═════ AVAILABLE DATA
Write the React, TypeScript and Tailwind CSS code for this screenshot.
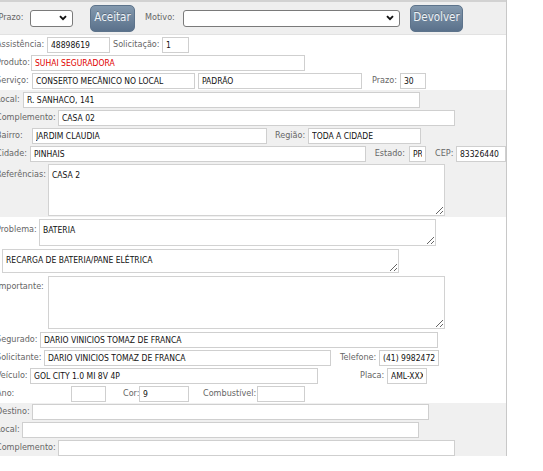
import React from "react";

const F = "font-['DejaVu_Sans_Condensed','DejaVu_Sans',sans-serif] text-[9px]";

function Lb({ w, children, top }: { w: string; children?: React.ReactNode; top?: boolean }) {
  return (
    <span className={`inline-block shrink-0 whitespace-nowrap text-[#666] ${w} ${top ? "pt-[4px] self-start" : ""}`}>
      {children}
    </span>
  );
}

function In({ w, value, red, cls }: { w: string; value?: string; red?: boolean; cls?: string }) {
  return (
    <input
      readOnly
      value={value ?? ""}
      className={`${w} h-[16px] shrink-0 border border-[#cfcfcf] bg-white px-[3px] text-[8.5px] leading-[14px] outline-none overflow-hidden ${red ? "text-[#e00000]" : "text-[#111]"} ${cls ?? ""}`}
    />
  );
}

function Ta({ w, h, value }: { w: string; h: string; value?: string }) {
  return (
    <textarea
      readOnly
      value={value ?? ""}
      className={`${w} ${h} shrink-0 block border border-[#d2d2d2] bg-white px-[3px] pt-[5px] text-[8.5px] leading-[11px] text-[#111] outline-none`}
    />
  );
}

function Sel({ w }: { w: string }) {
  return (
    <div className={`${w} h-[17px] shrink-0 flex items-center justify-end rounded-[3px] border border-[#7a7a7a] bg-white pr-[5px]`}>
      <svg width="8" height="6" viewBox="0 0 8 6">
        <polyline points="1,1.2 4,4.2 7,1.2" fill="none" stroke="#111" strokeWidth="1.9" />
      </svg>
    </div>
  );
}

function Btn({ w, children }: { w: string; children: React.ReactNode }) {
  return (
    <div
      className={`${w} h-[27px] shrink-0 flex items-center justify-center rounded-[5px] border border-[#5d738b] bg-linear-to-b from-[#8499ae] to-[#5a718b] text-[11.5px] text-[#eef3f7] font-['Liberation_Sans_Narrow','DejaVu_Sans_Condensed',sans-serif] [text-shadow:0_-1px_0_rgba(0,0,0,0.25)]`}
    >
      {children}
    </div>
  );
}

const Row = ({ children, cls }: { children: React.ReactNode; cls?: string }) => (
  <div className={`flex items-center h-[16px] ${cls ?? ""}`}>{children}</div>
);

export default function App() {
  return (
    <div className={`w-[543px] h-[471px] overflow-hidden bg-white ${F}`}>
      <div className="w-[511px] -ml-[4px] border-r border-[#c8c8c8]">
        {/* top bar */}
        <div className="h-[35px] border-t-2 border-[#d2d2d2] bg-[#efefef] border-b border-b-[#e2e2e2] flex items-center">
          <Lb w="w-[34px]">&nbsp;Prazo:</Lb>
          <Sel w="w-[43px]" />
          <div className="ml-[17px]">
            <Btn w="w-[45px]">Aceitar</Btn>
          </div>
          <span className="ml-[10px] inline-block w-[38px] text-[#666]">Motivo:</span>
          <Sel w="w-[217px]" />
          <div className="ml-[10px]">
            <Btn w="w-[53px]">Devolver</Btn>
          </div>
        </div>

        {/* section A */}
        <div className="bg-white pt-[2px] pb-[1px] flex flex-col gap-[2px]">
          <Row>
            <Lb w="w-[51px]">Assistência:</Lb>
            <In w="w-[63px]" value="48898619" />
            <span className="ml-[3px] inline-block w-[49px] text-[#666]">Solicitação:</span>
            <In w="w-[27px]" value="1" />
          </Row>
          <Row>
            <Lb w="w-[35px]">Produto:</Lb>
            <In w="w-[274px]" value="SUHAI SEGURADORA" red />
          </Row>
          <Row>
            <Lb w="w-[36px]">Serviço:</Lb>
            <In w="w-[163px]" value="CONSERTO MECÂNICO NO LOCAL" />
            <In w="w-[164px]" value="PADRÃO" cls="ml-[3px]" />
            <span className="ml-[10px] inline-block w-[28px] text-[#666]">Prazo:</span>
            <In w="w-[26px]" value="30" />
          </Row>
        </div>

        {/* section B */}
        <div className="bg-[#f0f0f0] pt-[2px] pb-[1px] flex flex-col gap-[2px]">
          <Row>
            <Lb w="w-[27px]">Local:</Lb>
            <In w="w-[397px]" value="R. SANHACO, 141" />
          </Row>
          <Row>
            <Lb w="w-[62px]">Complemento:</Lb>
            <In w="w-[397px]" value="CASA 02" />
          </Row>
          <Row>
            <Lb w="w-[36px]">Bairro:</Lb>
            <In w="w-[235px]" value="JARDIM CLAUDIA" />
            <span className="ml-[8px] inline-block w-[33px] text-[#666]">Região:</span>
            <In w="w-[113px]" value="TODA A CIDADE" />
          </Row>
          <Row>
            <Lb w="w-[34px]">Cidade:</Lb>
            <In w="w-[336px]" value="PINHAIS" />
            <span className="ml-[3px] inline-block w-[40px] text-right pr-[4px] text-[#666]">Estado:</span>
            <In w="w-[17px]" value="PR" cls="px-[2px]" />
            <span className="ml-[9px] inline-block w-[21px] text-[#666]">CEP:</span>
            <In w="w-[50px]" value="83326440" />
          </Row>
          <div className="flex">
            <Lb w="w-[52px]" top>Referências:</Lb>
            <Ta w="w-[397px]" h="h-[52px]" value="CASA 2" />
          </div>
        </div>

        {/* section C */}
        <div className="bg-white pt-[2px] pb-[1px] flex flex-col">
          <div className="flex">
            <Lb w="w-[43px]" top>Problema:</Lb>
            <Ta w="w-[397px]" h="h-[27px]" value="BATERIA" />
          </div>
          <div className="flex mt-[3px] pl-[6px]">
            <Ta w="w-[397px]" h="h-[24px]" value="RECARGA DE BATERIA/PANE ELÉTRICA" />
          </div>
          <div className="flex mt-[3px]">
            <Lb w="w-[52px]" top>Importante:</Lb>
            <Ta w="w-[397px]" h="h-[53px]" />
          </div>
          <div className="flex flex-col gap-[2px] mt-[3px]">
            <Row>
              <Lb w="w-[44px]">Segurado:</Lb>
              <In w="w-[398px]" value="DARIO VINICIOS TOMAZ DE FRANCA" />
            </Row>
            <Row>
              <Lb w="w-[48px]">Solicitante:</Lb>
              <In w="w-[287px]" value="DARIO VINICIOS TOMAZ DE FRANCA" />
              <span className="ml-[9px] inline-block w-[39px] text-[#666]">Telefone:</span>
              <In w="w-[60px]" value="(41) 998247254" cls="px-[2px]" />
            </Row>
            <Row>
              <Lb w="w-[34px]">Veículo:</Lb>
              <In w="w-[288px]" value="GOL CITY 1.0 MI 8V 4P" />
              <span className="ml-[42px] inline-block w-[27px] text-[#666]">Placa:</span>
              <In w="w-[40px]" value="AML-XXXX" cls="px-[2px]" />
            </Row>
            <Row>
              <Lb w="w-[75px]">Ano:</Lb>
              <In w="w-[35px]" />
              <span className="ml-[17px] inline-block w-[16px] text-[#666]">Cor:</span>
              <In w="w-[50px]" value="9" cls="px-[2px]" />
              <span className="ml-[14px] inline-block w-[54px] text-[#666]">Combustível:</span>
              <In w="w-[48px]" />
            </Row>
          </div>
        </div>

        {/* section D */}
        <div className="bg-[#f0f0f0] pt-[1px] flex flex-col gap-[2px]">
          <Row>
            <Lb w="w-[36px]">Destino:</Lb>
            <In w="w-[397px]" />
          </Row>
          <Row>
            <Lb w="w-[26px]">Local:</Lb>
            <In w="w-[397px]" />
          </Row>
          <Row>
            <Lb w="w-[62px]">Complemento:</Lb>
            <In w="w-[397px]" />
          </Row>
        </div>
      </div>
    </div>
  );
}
══════════
▶ [STATED TASK]: Transcribe the full listing above exactly, with the images removed.

▶ [SOLUTION]:
Write the React, TypeScript and Tailwind CSS code for this screenshot.
import React from "react";

const F = "font-['DejaVu_Sans_Condensed','DejaVu_Sans',sans-serif] text-[9px]";

function Lb({ w, children, top }: { w: string; children?: React.ReactNode; top?: boolean }) {
  return (
    <span className={`inline-block shrink-0 whitespace-nowrap text-[#666] ${w} ${top ? "pt-[4px] self-start" : ""}`}>
      {children}
    </span>
  );
}

function In({ w, value, red, cls }: { w: string; value?: string; red?: boolean; cls?: string }) {
  return (
    <input
      readOnly
      value={value ?? ""}
      className={`${w} h-[16px] shrink-0 border border-[#cfcfcf] bg-white px-[3px] text-[8.5px] leading-[14px] outline-none overflow-hidden ${red ? "text-[#e00000]" : "text-[#111]"} ${cls ?? ""}`}
    />
  );
}

function Ta({ w, h, value }: { w: string; h: string; value?: string }) {
  return (
    <textarea
      readOnly
      value={value ?? ""}
      className={`${w} ${h} shrink-0 block border border-[#d2d2d2] bg-white px-[3px] pt-[5px] text-[8.5px] leading-[11px] text-[#111] outline-none`}
    />
  );
}

function Sel({ w }: { w: string }) {
  return (
    <div className={`${w} h-[17px] shrink-0 flex items-center justify-end rounded-[3px] border border-[#7a7a7a] bg-white pr-[5px]`}>
      <svg width="8" height="6" viewBox="0 0 8 6">
        <polyline points="1,1.2 4,4.2 7,1.2" fill="none" stroke="#111" strokeWidth="1.9" />
      </svg>
    </div>
  );
}

function Btn({ w, children }: { w: string; children: React.ReactNode }) {
  return (
    <div
      className={`${w} h-[27px] shrink-0 flex items-center justify-center rounded-[5px] border border-[#5d738b] bg-linear-to-b from-[#8499ae] to-[#5a718b] text-[11.5px] text-[#eef3f7] font-['Liberation_Sans_Narrow','DejaVu_Sans_Condensed',sans-serif] [text-shadow:0_-1px_0_rgba(0,0,0,0.25)]`}
    >
      {children}
    </div>
  );
}

const Row = ({ children, cls }: { children: React.ReactNode; cls?: string }) => (
  <div className={`flex items-center h-[16px] ${cls ?? ""}`}>{children}</div>
);

export default function App() {
  return (
    <div className={`w-[543px] h-[471px] overflow-hidden bg-white ${F}`}>
      <div className="w-[511px] -ml-[4px] border-r border-[#c8c8c8]">
        {/* top bar */}
        <div className="h-[35px] border-t-2 border-[#d2d2d2] bg-[#efefef] border-b border-b-[#e2e2e2] flex items-center">
          <Lb w="w-[34px]">&nbsp;Prazo:</Lb>
          <Sel w="w-[43px]" />
          <div className="ml-[17px]">
            <Btn w="w-[45px]">Aceitar</Btn>
          </div>
          <span className="ml-[10px] inline-block w-[38px] text-[#666]">Motivo:</span>
          <Sel w="w-[217px]" />
          <div className="ml-[10px]">
            <Btn w="w-[53px]">Devolver</Btn>
          </div>
        </div>

        {/* section A */}
        <div className="bg-white pt-[2px] pb-[1px] flex flex-col gap-[2px]">
          <Row>
            <Lb w="w-[51px]">Assistência:</Lb>
            <In w="w-[63px]" value="48898619" />
            <span className="ml-[3px] inline-block w-[49px] text-[#666]">Solicitação:</span>
            <In w="w-[27px]" value="1" />
          </Row>
          <Row>
            <Lb w="w-[35px]">Produto:</Lb>
            <In w="w-[274px]" value="SUHAI SEGURADORA" red />
          </Row>
          <Row>
            <Lb w="w-[36px]">Serviço:</Lb>
            <In w="w-[163px]" value="CONSERTO MECÂNICO NO LOCAL" />
            <In w="w-[164px]" value="PADRÃO" cls="ml-[3px]" />
            <span className="ml-[10px] inline-block w-[28px] text-[#666]">Prazo:</span>
            <In w="w-[26px]" value="30" />
          </Row>
        </div>

        {/* section B */}
        <div className="bg-[#f0f0f0] pt-[2px] pb-[1px] flex flex-col gap-[2px]">
          <Row>
            <Lb w="w-[27px]">Local:</Lb>
            <In w="w-[397px]" value="R. SANHACO, 141" />
          </Row>
          <Row>
            <Lb w="w-[62px]">Complemento:</Lb>
            <In w="w-[397px]" value="CASA 02" />
          </Row>
          <Row>
            <Lb w="w-[36px]">Bairro:</Lb>
            <In w="w-[235px]" value="JARDIM CLAUDIA" />
            <span className="ml-[8px] inline-block w-[33px] text-[#666]">Região:</span>
            <In w="w-[113px]" value="TODA A CIDADE" />
          </Row>
          <Row>
            <Lb w="w-[34px]">Cidade:</Lb>
            <In w="w-[336px]" value="PINHAIS" />
            <span className="ml-[3px] inline-block w-[40px] text-right pr-[4px] text-[#666]">Estado:</span>
            <In w="w-[17px]" value="PR" cls="px-[2px]" />
            <span className="ml-[9px] inline-block w-[21px] text-[#666]">CEP:</span>
            <In w="w-[50px]" value="83326440" />
          </Row>
          <div className="flex">
            <Lb w="w-[52px]" top>Referências:</Lb>
            <Ta w="w-[397px]" h="h-[52px]" value="CASA 2" />
          </div>
        </div>

        {/* section C */}
        <div className="bg-white pt-[2px] pb-[1px] flex flex-col">
          <div className="flex">
            <Lb w="w-[43px]" top>Problema:</Lb>
            <Ta w="w-[397px]" h="h-[27px]" value="BATERIA" />
          </div>
          <div className="flex mt-[3px] pl-[6px]">
            <Ta w="w-[397px]" h="h-[24px]" value="RECARGA DE BATERIA/PANE ELÉTRICA" />
          </div>
          <div className="flex mt-[3px]">
            <Lb w="w-[52px]" top>Importante:</Lb>
            <Ta w="w-[397px]" h="h-[53px]" />
          </div>
          <div className="flex flex-col gap-[2px] mt-[3px]">
            <Row>
              <Lb w="w-[44px]">Segurado:</Lb>
              <In w="w-[398px]" value="DARIO VINICIOS TOMAZ DE FRANCA" />
            </Row>
            <Row>
              <Lb w="w-[48px]">Solicitante:</Lb>
              <In w="w-[287px]" value="DARIO VINICIOS TOMAZ DE FRANCA" />
              <span className="ml-[9px] inline-block w-[39px] text-[#666]">Telefone:</span>
              <In w="w-[60px]" value="(41) 998247254" cls="px-[2px]" />
            </Row>
            <Row>
              <Lb w="w-[34px]">Veículo:</Lb>
              <In w="w-[288px]" value="GOL CITY 1.0 MI 8V 4P" />
              <span className="ml-[42px] inline-block w-[27px] text-[#666]">Placa:</span>
              <In w="w-[40px]" value="AML-XXXX" cls="px-[2px]" />
            </Row>
            <Row>
              <Lb w="w-[75px]">Ano:</Lb>
              <In w="w-[35px]" />
              <span className="ml-[17px] inline-block w-[16px] text-[#666]">Cor:</span>
              <In w="w-[50px]" value="9" cls="px-[2px]" />
              <span className="ml-[14px] inline-block w-[54px] text-[#666]">Combustível:</span>
              <In w="w-[48px]" />
            </Row>
          </div>
        </div>

        {/* section D */}
        <div className="bg-[#f0f0f0] pt-[1px] flex flex-col gap-[2px]">
          <Row>
            <Lb w="w-[36px]">Destino:</Lb>
            <In w="w-[397px]" />
          </Row>
          <Row>
            <Lb w="w-[26px]">Local:</Lb>
            <In w="w-[397px]" />
          </Row>
          <Row>
            <Lb w="w-[62px]">Complemento:</Lb>
            <In w="w-[397px]" />
          </Row>
        </div>
      </div>
    </div>
  );
}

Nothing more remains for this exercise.